This course will introduce you to some of the significant works and writers of English literature through the the Restoration Period (1660-1700), with particular attention to the linguistic, historical, cultural, and biographical contexts of this older literature as well as its most important literary modes and forms: epic, lyric and narrative poetry, drama. Lectures on the works and their contexts will be combined with discussion of questions posed by this instructor and class members, both in class and electronically. Some work will be done in small groups as well, and each group will report on an important medieval, sixteenth-, or seventeenth-century writer or work that is not part of the required reading–for example, Majorie Kempe, Thomas More’s UTOPIA, and Thomas Hobbes’s LEVIATHAN.
Course requirements include three exams, each on the three major periods of literary and cultural history–medieval, Tudor (sixteenth-century), and Jacobean/Commonwealth/Restoration (seventeenth-century). None will be cumulative, and the first two will combine in-class writing with a take-home writing assignment. You will also write two comparison papers and present a group report as outlined above.

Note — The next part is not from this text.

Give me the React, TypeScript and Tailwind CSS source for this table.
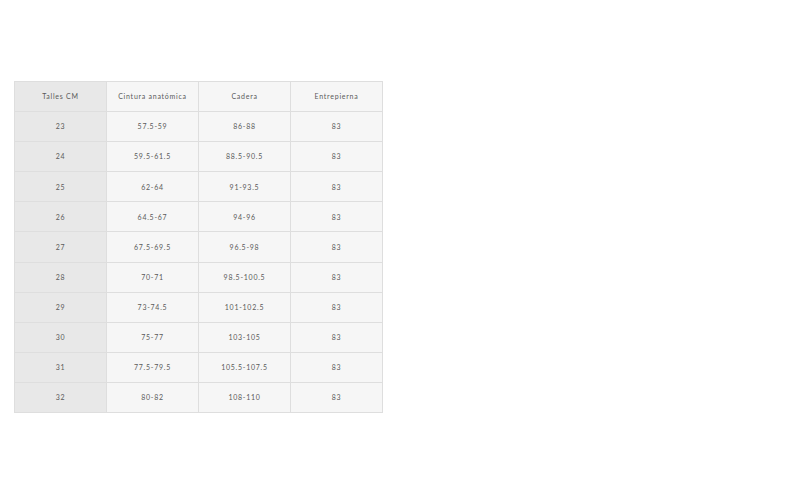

Student Learning Outcomes: Intensive & extensive knowledge of works, characteristics, and contexts of English Renaissance literature; familiarity with generic and rhetorical features of poetic and dramatic texts; success in presenting an oral and written independent reading project to peers; success in composing written arguments using primary literary texts for support.
Works to be read include
- BEOWULF, SIR GAWAIN AND THE GREEN KNIGHT
- THE MILLER’S PROLOGUE AND TALE and THE WIFE OF BATH’S PROLOGUE AND TALE from Chaucer’s CANTERBURY TALES
- GAWAIN AND THE GREEN KNIGHT
- THE SECOND SHEPHERD’S PLAY
- EVERYMAN
- Christopher Marlowe’s DOCTOR FAUSTUS, HERO AND LEANDER, and “The Passionate Shepherd to his Love”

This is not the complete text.